3. The New World Order (2002)
WWE had parroted for several years the idea that wrestling had become a young man’s game, and those decrepit fools on the other channel aren’t worthy of your time. In hindsight, that’s laughable, given how many 40-50 year olds get main event paydays in WWE these days, but the youth movement was worth pushing. And push it they did until when one promotion remained, and free agents loomed.
With WWE’s ratings stagnating, McMahon brough back Hulk Hogan, Kevin Nash, and Scott Hall to reform the nWo’s holy trinity. Once ground-breaking, all three were blown off by The Rock in 30 seconds at No Way Out. The cool factor was gone, and the threat of a hostile takeover was merely just three guys doing the same run-in that anybody else would do. This nWo died in five months.
2. Goldberg (2003)
Should have been a slam-dunk. Two hours after Eric Bischoff had a physically-distressed Steve Austin removed from the building, Goldberg arrived to fill in as the new hero.
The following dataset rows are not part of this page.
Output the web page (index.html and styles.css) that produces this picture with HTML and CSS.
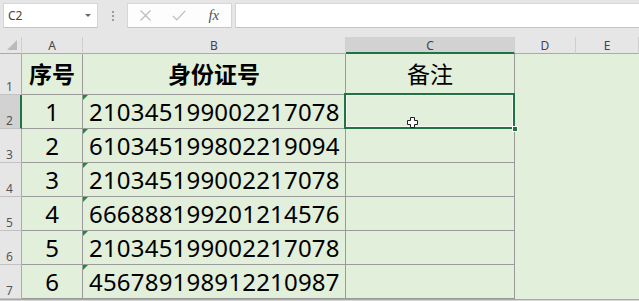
FILE: index.html
```html
<!DOCTYPE html>
<html lang="zh-CN">
<head>
  <meta charset="UTF-8" />
  <meta name="viewport" content="width=device-width, initial-scale=1.0"/>
  <title>身份证号 | Excel</title>
  <link rel="stylesheet" href="styles.css">
</head>
<body>
  <div class="formula-bar">
    <div class="name-box">
      <span>C2</span>
      <span class="name-arrow"></span>
    </div>
    <div class="grip"><span></span><span></span><span></span></div>
    <div class="fx-buttons">
      <svg class="btn-icon" width="11" height="11" viewBox="0 0 11 11"><path d="M0.5 0.5 L10.5 10.5 M10.5 0.5 L0.5 10.5" /></svg>
      <svg class="btn-icon" width="14" height="11" viewBox="0 0 14 11"><path d="M0.8 5.8 L4.8 9.8 L13.2 0.8" /></svg>
      <span class="fx">fx</span>
    </div>
    <div class="formula-input"></div>
  </div>

  <div class="sheet">
    <div class="corner"><span class="corner-mark"></span></div>
    <div class="col-head">A</div>
    <div class="col-head">B</div>
    <div class="col-head selected">C</div>
    <div class="col-head">D</div>
    <div class="col-head">E</div>

    <div class="row-head">1</div>
    <div class="cell title">序号</div>
    <div class="cell title">身份证号</div>
    <div class="cell note">备注</div>
    <div class="blank"></div>
    <div class="blank"></div>

    <div class="row-head selected">2</div>
    <div class="cell num">1</div>
    <div class="cell id">210345199002217078</div>
    <div class="cell active">
      <span class="fill-handle"></span>
      <svg class="cursor" width="11" height="11" viewBox="0 0 11 11">
        <path d="M3.5 0.5 H7.5 V3.5 H10.5 V7.5 H7.5 V10.5 H3.5 V7.5 H0.5 V3.5 H3.5 Z" />
      </svg>
    </div>
    <div class="blank"></div>
    <div class="blank"></div>

    <div class="row-head">3</div>
    <div class="cell num">2</div>
    <div class="cell id">610345199802219094</div>
    <div class="cell"></div>
    <div class="blank"></div>
    <div class="blank"></div>

    <div class="row-head">4</div>
    <div class="cell num">3</div>
    <div class="cell id">210345199002217078</div>
    <div class="cell"></div>
    <div class="blank"></div>
    <div class="blank"></div>

    <div class="row-head">5</div>
    <div class="cell num">4</div>
    <div class="cell id">666888199201214576</div>
    <div class="cell"></div>
    <div class="blank"></div>
    <div class="blank"></div>

    <div class="row-head">6</div>
    <div class="cell num">5</div>
    <div class="cell id">210345199002217078</div>
    <div class="cell"></div>
    <div class="blank"></div>
    <div class="blank"></div>

    <div class="row-head">7</div>
    <div class="cell num">6</div>
    <div class="cell id">456789198912210987</div>
    <div class="cell"></div>
    <div class="blank"></div>
    <div class="blank"></div>

    <div class="sheet-bottom"></div>
  </div>
</body>
</html>
```

FILE: styles.css
```css
:root {
  --chrome-bg: #e6e6e6;
  --chrome-selected: #d2d2d2;
  --chrome-line: #ababab;
  --chrome-text: #444;
  --cell-bg: #e2efda;
  --grid-line: #9a9a9a;
  --excel-green: #217346;
}

* {
  box-sizing: border-box;
  margin: 0;
  padding: 0;
}

body {
  width: 639px;
  height: 301px;
  overflow: hidden;
  background: var(--chrome-bg);
  font-family: "Noto Sans", "Noto Sans CJK SC", sans-serif;
}

/* Formula bar */
.formula-bar {
  display: flex;
  align-items: flex-start;
  height: 37px;
  padding: 3px 0 0 3px;
}

.name-box {
  display: flex;
  align-items: center;
  justify-content: space-between;
  width: 95px;
  height: 25px;
  padding: 0 6px 0 4px;
  background: #fff;
  border: 1px solid #d6d6d6;
  border-bottom-color: #c4c4c4;
  font-size: 12px;
  color: var(--chrome-text);
}

.name-arrow {
  width: 0;
  height: 0;
  border-left: 3px solid transparent;
  border-right: 3px solid transparent;
  border-top: 3px solid #666;
}

.grip {
  display: flex;
  flex-direction: column;
  align-items: center;
  justify-content: center;
  gap: 2px;
  width: 29px;
  height: 25px;
}

.grip span {
  width: 2px;
  height: 2px;
  background: #9c9c9c;
}

.fx-buttons {
  display: grid;
  grid-template-columns: repeat(3, 1fr);
  align-items: center;
  justify-items: center;
  width: 105px;
  height: 25px;
  background: #fdfdfd;
  border: 1px solid #d6d6d6;
  border-bottom-color: #c4c4c4;
}

.btn-icon path {
  fill: none;
  stroke: #bcbcbc;
  stroke-width: 1.2;
}

.fx {
  font-family: "Liberation Serif", serif;
  font-style: italic;
  font-size: 15px;
  color: #555;
  line-height: 1;
}

.formula-input {
  flex: 1;
  height: 25px;
  margin-left: 3px;
  background: #fff;
  border: 1px solid #d6d6d6;
  border-right: none;
  border-bottom-color: #c4c4c4;
}

/* Sheet grid */
.sheet {
  display: grid;
  grid-template-columns: 22px 61px 263px 169px 61px 1fr;
  grid-template-rows: 17px 41px repeat(6, 34px) 1fr;
  height: 264px;
}

.corner {
  display: flex;
  align-items: flex-end;
  justify-content: flex-end;
  padding: 0 4px 3px 0;
  border-right: 1px solid #cfcfcf;
  border-bottom: 1px solid var(--chrome-line);
}

.corner-mark {
  width: 0;
  height: 0;
  border-left: 10px solid transparent;
  border-bottom: 10px solid #bababa;
}

.col-head {
  display: flex;
  align-items: center;
  justify-content: center;
  border-right: 1px solid #cfcfcf;
  border-bottom: 1px solid var(--chrome-line);
  font-size: 12px;
  color: var(--chrome-text);
}

.col-head.selected {
  background: var(--chrome-selected);
  border-bottom: 2px solid var(--excel-green);
  padding-top: 1px;
}

.row-head {
  display: flex;
  align-items: flex-end;
  padding: 0 0 1px 6px;
  border-right: 1px solid var(--chrome-line);
  border-bottom: 1px solid #c2c2c2;
  font-size: 12px;
  line-height: 13px;
  color: #555;
}

.row-head.selected {
  background: var(--chrome-selected);
  border-right: 2px solid var(--excel-green);
}

.cell {
  display: flex;
  align-items: center;
  padding-top: 1px;
  background: var(--cell-bg);
  border-right: 1px solid var(--grid-line);
  border-bottom: 1px solid var(--grid-line);
  font-size: 24px;
  line-height: 1;
  color: #000;
}

.title {
  justify-content: center;
  font-size: 23px;
  font-weight: bold;
}

.note {
  justify-content: center;
  font-size: 23px;
}

.num {
  justify-content: center;
}

.id {
  position: relative;
  padding-left: 6px;
  letter-spacing: 0.2px;
}

/* green "number stored as text" marker */
.id::before {
  content: '';
  position: absolute;
  top: 0;
  left: 0;
  border-top: 5px solid #1f8c3b;
  border-right: 5px solid transparent;
}

.blank {
  background: var(--cell-bg);
}

/* Active cell C2 */
.active {
  position: relative;
}

.active::after {
  content: '';
  position: absolute;
  top: -2px;
  left: -2px;
  right: -1px;
  bottom: -1px;
  border: 2px solid var(--excel-green);
  box-shadow: inset 0 0 0 1px #f4f8f1;
}

.fill-handle {
  position: absolute;
  right: -4px;
  bottom: -4px;
  width: 6px;
  height: 6px;
  background: var(--excel-green);
  border: 1px solid #fff;
  z-index: 2;
}

.cursor {
  position: absolute;
  left: 61px;
  top: 22px;
  z-index: 3;
}

.cursor path {
  fill: #fff;
  stroke: #222;
  stroke-width: 1;
}

.sheet-bottom {
  grid-column: 1 / -1;
  background: #d6d6d6;
  border-top: 1px solid #a8a8a8;
}
```
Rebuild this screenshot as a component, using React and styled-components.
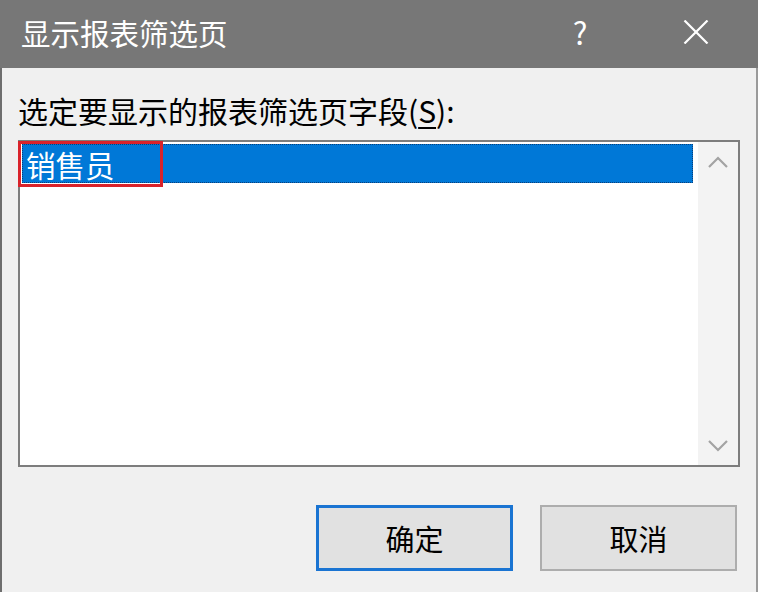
import styled, { createGlobalStyle } from 'styled-components';

const GlobalStyle = createGlobalStyle`
  html, body {
    margin: 0;
    padding: 0;
    background: #f0f0f0;
    overflow: hidden;
  }
  * {
    box-sizing: border-box;
  }
`;

const FONT = `"Noto Sans CJK SC", "Microsoft YaHei", "Noto Sans", sans-serif`;

const Dialog = styled.div`
  width: 758px;
  height: 592px;
  display: flex;
  flex-direction: column;
  background: #f0f0f0;
  border-left: 2px solid #6e6e6e;
  border-right: 2px solid #9a9a9a;
  font-family: ${FONT};
  color: #000;
`;

const TitleBar = styled.div`
  height: 68px;
  flex: none;
  display: flex;
  align-items: center;
  background: #777777;
  margin: 0 -2px;
  padding-left: 21px;
`;

const Title = styled.div`
  flex: 1;
  font-size: 29.5px;
  line-height: 36px;
  color: #fff;
  margin-top: -4px;
`;

const HelpButton = styled.div`
  width: 40px;
  text-align: center;
  font-size: 31px;
  font-weight: 400;
  line-height: 36px;
  color: #fff;
  margin-right: 83px;
  margin-top: -4px;
`;

const CloseButton = styled.div`
  width: 26px;
  height: 24px;
  margin-right: 49px;
  margin-top: -4px;
  display: flex;
`;

const Body = styled.div`
  flex: 1;
  display: flex;
  flex-direction: column;
  padding: 24px 16px 0 16px;
`;

const Label = styled.div`
  font-size: 30px;
  line-height: 36px;
  height: 36px;
  margin-bottom: 12px;

  u {
    text-decoration-thickness: 2px;
    text-underline-offset: 4px;
  }
`;

const ListBox = styled.div`
  height: 327px;
  display: flex;
  background: #fff;
  border: 2px solid #7d7d7d;
`;

const Items = styled.div`
  flex: 1;
  padding: 2px 5px 0 2px;
`;

const Item = styled.div`
  position: relative;
  height: 39px;
  display: flex;
  align-items: center;
  padding-left: 4px;
  font-size: 29.5px;
  color: ${(p) => (p.selected ? '#fff' : '#000')};
  background: ${(p) => (p.selected ? '#0078d7' : 'transparent')};
  outline: ${(p) => (p.selected ? '1px dotted #0a3f7a' : 'none')};
  outline-offset: -1px;
`;

const Highlight = styled.div`
  position: absolute;
  left: -4px;
  top: -3px;
  width: 145px;
  height: 46px;
  border: 3px solid #d9232b;
  pointer-events: none;
`;

const ScrollBar = styled.div`
  width: 40px;
  flex: none;
  background: #f3f3f3;
  display: flex;
  flex-direction: column;
  justify-content: space-between;
  align-items: center;
  padding: 14px 0 13px;
`;

const Arrow = styled.svg`
  width: 20px;
  height: 12px;
  display: block;
`;

const ButtonRow = styled.div`
  display: flex;
  justify-content: flex-end;
  gap: 27px;
  margin-top: 38px;
  padding-right: 3px;
`;

const Button = styled.button`
  width: 197px;
  height: 66px;
  background: #e1e1e1;
  border: ${(p) => (p.primary ? '3px solid #1a74d2' : '2px solid #adadad')};
  font-family: ${FONT};
  font-size: 29px;
  color: #000;
  padding: 0;
  cursor: pointer;
`;

export default function App() {
  return (
    <>
      <GlobalStyle />
      <Dialog>
        <TitleBar>
          <Title>显示报表筛选页</Title>
          <HelpButton>?</HelpButton>
          <CloseButton>
            <svg width="26" height="24" viewBox="0 0 26 24">
              <path d="M1.5 0.5 L24.5 23.5 M24.5 0.5 L1.5 23.5" stroke="#fff" strokeWidth="2.2" fill="none" />
            </svg>
          </CloseButton>
        </TitleBar>
        <Body>
          <Label>
            选定要显示的报表筛选页字段(<u>S</u>):
          </Label>
          <ListBox>
            <Items>
              <Item selected>
                销售员
                <Highlight />
              </Item>
            </Items>
            <ScrollBar>
              <Arrow viewBox="0 0 20 12">
                <path d="M1 11 L10 2 L19 11" stroke="#a3a3a3" strokeWidth="2.2" fill="none" />
              </Arrow>
              <Arrow viewBox="0 0 20 12">
                <path d="M1 1 L10 10 L19 1" stroke="#a3a3a3" strokeWidth="2.2" fill="none" />
              </Arrow>
            </ScrollBar>
          </ListBox>
          <ButtonRow>
            <Button primary>确定</Button>
            <Button>取消</Button>
          </ButtonRow>
        </Body>
      </Dialog>
    </>
  );
}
Right away, Goldberg speared The Rock, and a new battle of the icons was set for Backlash. Goldberg won, but not before taking part in an irksome backstage bit where Goldust had “The Man” wear his blonde wig.
There lies the problem with Goldberg, V2: he was humanized. The Goldberg in WCW kept his head down and his mouth shut before dispatching victims with cold-blooded brutality. People wanted *that* Goldberg, not a talkative gentleman who stays placid and gregarious until provoked. If WWE writers remade Friday the 13th, Jason Voorhees would be given 15 minute soliloquies. No one wants that.
1. The Invasion (2001)
All of the names above that would have been reasonable entrants, sans DDP, were absent. No Hogan, no Hall, no Nash, no Goldberg, no Flair, no Steiner. Oh, and no Sting, of course. Booker T and midcarders such as Shane Helms, Lance Storm, and Chuck Palumbo provided no match for WWE while the big names sat home on big-money Time Warner deals. Among other reasons, the Invasion flopped hard.